As McGill demonstrates, because “the court's power of dismissal in IFP cases under [Section 1915(e)(2)] is broader than in other civil cases under the Federal Rules of Civil Procedure,” Bailey, 846 F.2d at 1021 (citation omitted), litigation may still be dismissed as malicious under Section 1915(e)(2)(B)(i) where not all the conditions are met for a dismissal under one of the two preclusive doctrines, compare, e.g., Pittman, 980 F.2d at 995 (“[I]t is ‘malicious' for a pauper to file a lawsuit that duplicates allegations of another pending federal lawsuit by the same plaintiff.”); Bailey, 846 F.2d at 1021 (“In this case, Bailey's complaint repeats the same factual allegations that he asserted in his earlier case, although he successively sued different defendants.... We perceive no abuse of the district court's discretion in dismissing this case as duplicative of Bailey's prior litigation.”), with Chalmers v. City of Dall., No. 3:14-cv-36-N, 2014 WL 7174289, at *6 (N.D. Tex. Dec. 16, 2014) (“In the Fifth Circuit, res judicata is appropriate if four conditions are met: (1) the parties in the subsequent action are identical to, or in privity with, the parties in the prior action; (2) the judgment in the prior case was rendered by a court of competent jurisdiction; (3) there has been a final judgment on the merits; and (4) the same claim or cause of action is involved in both suits.” (citations omitted)).
Willis's two lawsuits are not a close question.
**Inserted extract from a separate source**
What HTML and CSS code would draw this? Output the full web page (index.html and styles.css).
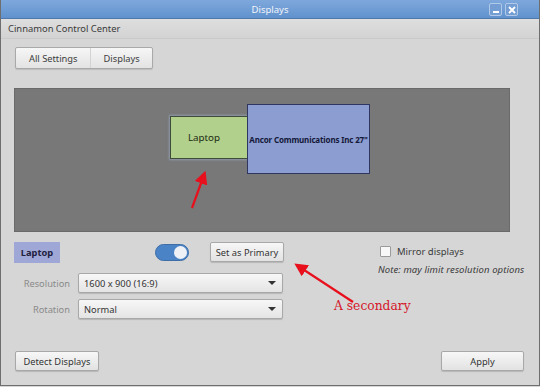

Both involve virtually identical - if not some identical claims - based the same series of occurrences: Willis's employment while placed at Western by DSS. And, as set out above, these claims have been litigated once, including before the Fifth Circuit.
The Court should therefore dismiss this lawsuit with prejudice.
Recommendation
The Court should dismiss this case with prejudice as malicious under 28 U.S.C. § 1915(e)(2)(B)(i).
A copy of these findings, conclusions, and recommendation shall be served on all parties in the manner provided by law. Any party who objects to any part of these findings, conclusions, and recommendation must file specific written objections within 14 days after being served with a copy. See 28 U.S.C. § 636(b)(1); FED. R. CIV. P. 72(b). In order to be specific, an objection must identify the specific finding or recommendation to which objection is made, state the basis for the objection, and specify the place in the magistrate judge's findings, conclusions, and recommendation where the disputed determination is found. An objection that merely incorporates by reference or refers to the briefing before the magistrate judge is not specific. Failure to file specific written objections will bar the aggrieved party from appealing the factual findings and legal conclusions of the magistrate judge that are accepted or adopted by the district court, except upon grounds of plain error. See Douglass v. United Servs. Auto. Ass'n, 79 F.3d 1415, 1417 (5th Cir. 1996).